It's an interesting and unintentional coincidence: PETER PAN, which wrapped up Playhouse on the Square's Holiday Season, offered the younger set its first taste of transvestism, with musically gifted actresses alternating in the role of "Peter" (talk about the incipience of gender confusion); now, as the New Year has begun, the older set has its exposure with Jim Sharman and Richard O"Brien's THE ROCKY HORROR PICTURE SHOW. This isn't the first time Playhouse has allowed a cast and crew to indulge themselves in fishnet hose and makeup; I can recall previous performances of this guilty pleasure with the remarkable Mark Chambers (anyone who ever saw him "strut his stuff" is not likely to forget his performance - "boomers" who "time warped" in the aisles still talk about it). I imagine that everyone involved in this production dived headfirst into their costume fittings with all the giddy zeal of children glamming it up at Halloween.

Certainly, ROCKY is a phenomenon unto itself. Reviewing it will be as about as helpful as reviewing Theatre Memphis' A CHRISTMAS CAROL. ROCKY has its built-in appeal. People are either going to gather their umbrellas and toast and enter "the spirit" of the proceedings - or they will roll their eyes and seek tamer entertainment. However, dare I say it? There's a song in PETER PAN - "I Won't Grow Up!" - that, alas, still speaks to my inner spirit - despite, as Mark Twain put it in THE ADVENTURES OF HUCKLEBERRY FINN, my "premature balditude" and encroaching laugh lines.
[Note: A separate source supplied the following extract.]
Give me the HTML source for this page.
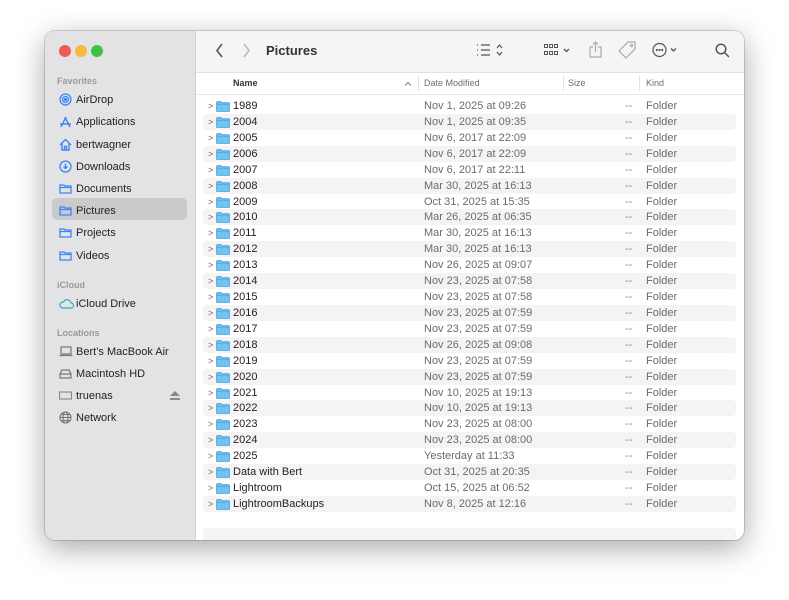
<!DOCTYPE html><html><head><style>
body{margin:0;width:789px;height:600px;background:#fff;font-family:"Liberation Sans",sans-serif;position:relative;overflow:hidden}
.win{position:absolute;left:45px;top:31px;width:699px;height:509px;border-radius:10px;background:#fff;box-shadow:0 8px 30px rgba(0,0,0,.35),0 0 0 1px rgba(0,0,0,.15);overflow:hidden}
.side{position:absolute;left:0;top:0;width:150px;height:509px;background:#e3e3e5;border-right:1px solid #d0d0d0}
.tl{position:absolute;top:14px;width:12px;height:12px;border-radius:50%}
.sec{position:absolute;left:12px;font-size:9px;color:#9a9a9c;font-weight:bold}
.it{position:absolute;left:31px;font-size:11px;color:#222;line-height:14px}
.ic{position:absolute;left:14px;width:13px;height:13px}
.sel{position:absolute;left:7px;top:167px;width:135px;height:22px;background:#cacacc;border-radius:5px}
.tb{position:absolute;left:151px;top:0;right:0;height:41px;background:#f5f5f6;border-bottom:1px solid #e2e2e2}
.hdr{position:absolute;left:151px;top:42px;right:0;height:21px;border-bottom:1px solid #e6e6e6;font-size:9px;color:#6e6e6e}
.hdr span{position:absolute;top:5px}
.sep{position:absolute;top:3px;width:1px;height:15px;background:#e2e2e2}
.row{position:absolute;left:158px;width:533px;height:16px;border-radius:4px;font-size:11px;color:#222}
.row.s{background:#f4f4f5}
.row .c{position:absolute;left:5px;top:3px;font-size:9px;color:#666}
.row .f{position:absolute;left:13px;top:3px;width:14px;height:11px}
.row .n{position:absolute;left:30px;top:2px}
.row .d{position:absolute;left:221px;top:2px;color:#6b6b6b}
.row .z{position:absolute;left:422px;top:2px;color:#8a8a8a}
.row .k{position:absolute;left:443px;top:2px;color:#6b6b6b}
</style></head><body>
<div class="win">
<div class="side">
<div class="tl" style="left:14px;background:#ee5b55"></div>
<div class="tl" style="left:30px;background:#f6bb3d"></div>
<div class="tl" style="left:46px;background:#3ec244"></div>
<div class="sec" style="top:45px">Favorites</div>
<div class="sel"></div>
<svg class="ic" style="top:62px" viewBox="0 0 13 13" fill="none" stroke="#3a87f5" stroke-width="1.3"><circle cx="6.5" cy="6.5" r="5.5"/><circle cx="6.5" cy="6.5" r="3"/><circle cx="6.5" cy="6.5" r="1" fill="#3a87f5"/></svg><div class="it" style="top:62px">AirDrop</div>
<svg class="ic" style="top:84px" viewBox="0 0 13 13" fill="none" stroke="#3a87f5" stroke-width="1.4"><path d="M2 12L7 2M11 12L6 2M1 9h11"/></svg><div class="it" style="top:84px">Applications</div>
<svg class="ic" style="top:107px" viewBox="0 0 13 13" fill="none" stroke="#3a87f5" stroke-width="1.4"><path d="M1 7L6.5 1.5 12 7M3 5.5V12h7V5.5M5.5 12V8.5h2V12"/></svg><div class="it" style="top:107px">bertwagner</div>
<svg class="ic" style="top:129px" viewBox="0 0 13 13" fill="none" stroke="#3a87f5" stroke-width="1.3"><circle cx="6.5" cy="6.5" r="5.5"/><path d="M6.5 3.5v5M4.5 6.5l2 2 2-2"/></svg><div class="it" style="top:129px">Downloads</div>
<svg class="ic" style="top:151px" viewBox="0 0 13 13" fill="none" stroke="#3a87f5" stroke-width="1.3"><path d="M1 3h4l1 1h6v7H1zM1 5.5h11"/></svg><div class="it" style="top:151px">Documents</div>
<svg class="ic" style="top:173px" viewBox="0 0 13 13" fill="none" stroke="#3a87f5" stroke-width="1.3"><path d="M1 3h4l1 1h6v7H1zM1 5.5h11"/></svg><div class="it" style="top:173px">Pictures</div>
<svg class="ic" style="top:195px" viewBox="0 0 13 13" fill="none" stroke="#3a87f5" stroke-width="1.3"><path d="M1 3h4l1 1h6v7H1zM1 5.5h11"/></svg><div class="it" style="top:195px">Projects</div>
<svg class="ic" style="top:218px" viewBox="0 0 13 13" fill="none" stroke="#3a87f5" stroke-width="1.3"><path d="M1 3h4l1 1h6v7H1zM1 5.5h11"/></svg><div class="it" style="top:218px">Videos</div>
<div class="sec" style="top:249px">iCloud</div>
<svg class="ic" style="top:266px;width:15px" viewBox="0 0 15 13" fill="none" stroke="#3aa9c9" stroke-width="1.2"><path d="M3.5 11h8.5a2.5 2.5 0 0 0 0-5 4 4 0 0 0-7.5-1A3 3 0 0 0 3.5 11z"/></svg><div class="it" style="top:266px">iCloud Drive</div>
<div class="sec" style="top:297px">Locations</div>
<svg class="ic" style="top:314px;width:14px" viewBox="0 0 14 13" fill="none" stroke="#777" stroke-width="1.2"><path d="M2 2h10v7H2zM0.5 10.5h13"/></svg><div class="it" style="top:314px">Bert’s MacBook Air</div>
<svg class="ic" style="top:336px" viewBox="0 0 13 13" fill="none" stroke="#777" stroke-width="1.2"><path d="M1 7l2-4h7l2 4v4H1zM1 7h11"/></svg><div class="it" style="top:336px">Macintosh HD</div>
<svg class="ic" style="top:358px" viewBox="0 0 13 13" fill="none" stroke="#888" stroke-width="1.1"><rect x="0.5" y="3" width="12" height="7"/></svg><div class="it" style="top:358px">truenas</div>
<svg style="position:absolute;left:125px;top:360px" width="10" height="9" viewBox="0 0 10 9"><path d="M5 0L10 5H0z M0 7h10v2H0z" fill="#888"/></svg>
<svg class="ic" style="top:380px" viewBox="0 0 13 13" fill="none" stroke="#777" stroke-width="1.1"><circle cx="6.5" cy="6.5" r="5.5"/><ellipse cx="6.5" cy="6.5" rx="2.5" ry="5.5"/><path d="M1 6.5h11M2 3.5h9M2 9.5h9"/></svg><div class="it" style="top:380px">Network</div>
</div>
<div class="tb">
<svg style="position:absolute;left:19px;top:12px" width="10" height="15"><path d="M7 1L2 7.5 7 14" fill="none" stroke="#555" stroke-width="1.6"/></svg>
<svg style="position:absolute;left:46px;top:12px" width="10" height="15"><path d="M2 1l5 6.5L2 14" fill="none" stroke="#bbb" stroke-width="1.6"/></svg>
<div style="position:absolute;left:70px;top:12px;font-size:13px;font-weight:bold;color:#333">Pictures</div>
<svg style="position:absolute;left:281px;top:12px" width="30" height="14" fill="none" stroke="#555" stroke-width="1.2"><path d="M0 2h1M0 7h1M0 12h1M4 2h9M4 7h9M4 12h9M20 5l2.5-3 2.5 3M20 9l2.5 3 2.5-3"/></svg>
<svg style="position:absolute;left:348px;top:13px" width="30" height="12" fill="none" stroke="#555" stroke-width="1"><rect x="0.5" y="0.5" width="3" height="3"/><rect x="5.5" y="0.5" width="3" height="3"/><rect x="10.5" y="0.5" width="3" height="3"/><rect x="0.5" y="7.5" width="3" height="3"/><rect x="5.5" y="7.5" width="3" height="3"/><rect x="10.5" y="7.5" width="3" height="3"/><path d="M20 5l2.5 2.5L25 5" stroke-width="1.3"/></svg>
<svg style="position:absolute;left:393px;top:10px" width="13" height="17" fill="none" stroke="#aaa" stroke-width="1.2"><path d="M4 6H1v10h11V6H9M6.5 11V1M4 3.5L6.5 1 9 3.5"/></svg>
<svg style="position:absolute;left:422px;top:10px" width="18" height="18" fill="none" stroke="#aaa" stroke-width="1.2"><path d="M10 1h7v7l-9 9-7-7z"/><circle cx="13.5" cy="4.5" r="1"/></svg>
<svg style="position:absolute;left:456px;top:11px" width="30" height="16" fill="none" stroke="#555" stroke-width="1.2"><circle cx="7.5" cy="8" r="6.5"/><circle cx="4.8" cy="8" r=".5" fill="#555"/><circle cx="7.5" cy="8" r=".5" fill="#555"/><circle cx="10.2" cy="8" r=".5" fill="#555"/><path d="M19 6.5l2.5 2.5L24 6.5" stroke-width="1.3"/></svg>
<svg style="position:absolute;left:519px;top:12px" width="15" height="15" fill="none" stroke="#555" stroke-width="1.5"><circle cx="6" cy="6" r="4.8"/><path d="M9.5 9.5L14 14"/></svg>
</div>
<div class="hdr">
<span style="left:37px;font-weight:bold;color:#333">Name</span>
<svg style="position:absolute;left:208px;top:8px" width="8" height="5"><path d="M1 4.5L4 1.5 7 4.5" fill="none" stroke="#888" stroke-width="1.1"/></svg>
<div class="sep" style="left:222px"></div><span style="left:228px">Date Modified</span>
<div class="sep" style="left:367px"></div><span style="left:372px">Size</span>
<div class="sep" style="left:443px"></div><span style="left:450px">Kind</span>
</div>
<div id="rows"></div>
<div style="position:absolute;left:158px;top:497px;width:533px;height:20px;background:#f4f4f5;border-radius:4px"></div>
</div>
<script>
var d=[["1989","Nov 1, 2025 at 09:26"],["2004","Nov 1, 2025 at 09:35"],["2005","Nov 6, 2017 at 22:09"],["2006","Nov 6, 2017 at 22:09"],["2007","Nov 6, 2017 at 22:11"],["2008","Mar 30, 2025 at 16:13"],["2009","Oct 31, 2025 at 15:35"],["2010","Mar 26, 2025 at 06:35"],["2011","Mar 30, 2025 at 16:13"],["2012","Mar 30, 2025 at 16:13"],["2013","Nov 26, 2025 at 09:07"],["2014","Nov 23, 2025 at 07:58"],["2015","Nov 23, 2025 at 07:58"],["2016","Nov 23, 2025 at 07:59"],["2017","Nov 23, 2025 at 07:59"],["2018","Nov 26, 2025 at 09:08"],["2019","Nov 23, 2025 at 07:59"],["2020","Nov 23, 2025 at 07:59"],["2021","Nov 10, 2025 at 19:13"],["2022","Nov 10, 2025 at 19:13"],["2023","Nov 23, 2025 at 08:00"],["2024","Nov 23, 2025 at 08:00"],["2025","Yesterday at 11:33"],["Data with Bert","Oct 31, 2025 at 20:35"],["Lightroom","Oct 15, 2025 at 06:52"],["LightroomBackups","Nov 8, 2025 at 12:16"]];
var h="";
var fo='<svg class="f" viewBox="0 0 14 11"><path d="M0.5 1.5Q0.5 0.5 1.5 0.5H5l1 1.2h6.5q1 0 1 1V10q0 .5-.5.5H1q-.5 0-.5-.5z" fill="#72c3f0" stroke="#4aa3da" stroke-width=".8"/><path d="M0.5 3.2h13" stroke="#4aa3da" stroke-width=".8"/></svg>';
d.forEach(function(r,i){var t=67+i*15.92;h+='<div class="row'+(i%2?' s':'')+'" style="top:'+t+'px"><span class="c">&gt;</span>'+fo+'<span class="n">'+r[0]+'</span><span class="d">'+r[1]+'</span><span class="z">--</span><span class="k">Folder</span></div>';});
document.getElementById("rows").innerHTML=h;
</script>
</body></html>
I doubt if anyone reading this review needs an overview of the plot, which pays homage to many of those awful black and white sci-fi films of the 50's and 60's. The majority of those in the audience can already mumble the dialogue. However, as I sat grinning at the prurient proceedings unwinding on stage, I couldn't help thinking . . . "Brad" and "Janet" are like a guiltless "Adam" and "Eve." However, in this twisted, transsexual "garden," the "creator" is "Dr. Frank N. Furter" - and he is also its coy and coital serpent, responsible for deflowering both innocents.

There's always the fun of O'Brien's references to the likes of British actress Janette Scott and beauty-marked American star Anne Francis, both stars of classic horror/science fiction films of the 50's and 60's. (Miss Francis already has a kind of "camp" immortality with the detective series HONEY WEST, a real "guilty pleasure.) There is, too, the projected narration along the lines of that in an old Ed Wood movie (think Bela Lugosi in GLEN OR GLENDA). (Along with the Narrator of INTO THE WOODS, this is one of my favorite conceptions in musicals.) The great, good fortune here is the casting of Bill Andrews, master of the supercilious sneer or the lascivious leer (depending upon the moment); his deliciously ripe reading lends the Narrator the kind of weight that well interweaves the proceedings.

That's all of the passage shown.